Léo Lacroix (born 27 February 1992) is a Swiss professional footballer who plays as a defender for A-League Men club Western United. He played one match for the Switzerland national team in 2018.

Club career
On 31 August 2016, Ligue 1 side Saint-Étienne announced that they had reached an agreement for the transfer of Lacroix. Lacroix signed a four year contract and in his first season he had 20 appearances in the 2016–17 Ligue 1. In the 2017–18 Ligue 1 season he played 11 games for the team, but was then loaned out to Swiss club Basel.

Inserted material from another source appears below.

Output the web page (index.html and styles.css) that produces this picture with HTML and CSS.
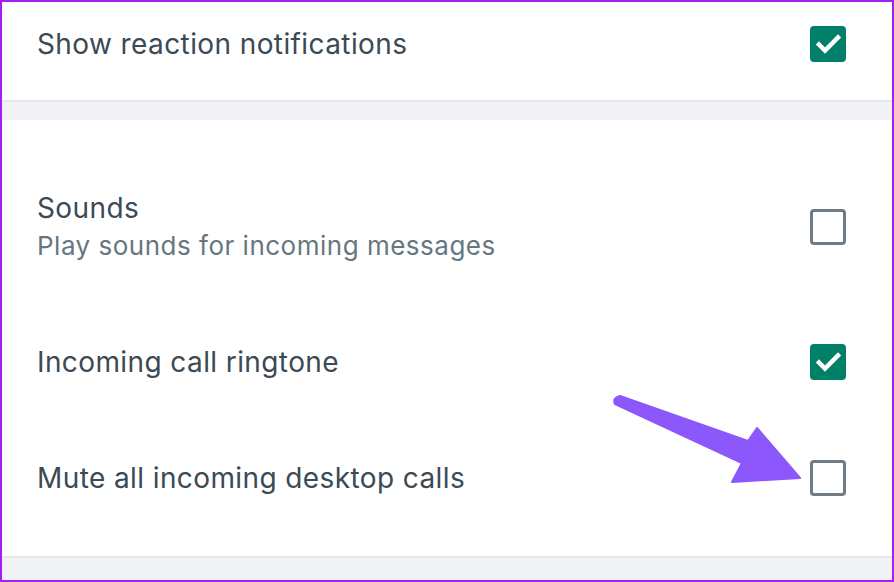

Lacroix joined Basel's first team in the winter break of their 2017–18 season under head coach Raphaël Wicky. The loan was dated until summer 2018, with the option of a definite transfer. Basel had to find a replacement for Manuel Akanji, who had transferred out to Borussia Dortmund. Lacroix played his domestic league debut for the club in the away game in the Stockhorn Arena on 10 February as Basel won 2–0 against Thun. Lacroix stayed with Basel until the end of the season, but the club did not pull the option. During his short period with the club Lacroix played a total of 12 games for Basel without scoring a goal. Nine of these games were in the Swiss Super League, one in the Swiss Cup and two games against Manchester City in the 2017–18 UEFA Champions League knockout phase. 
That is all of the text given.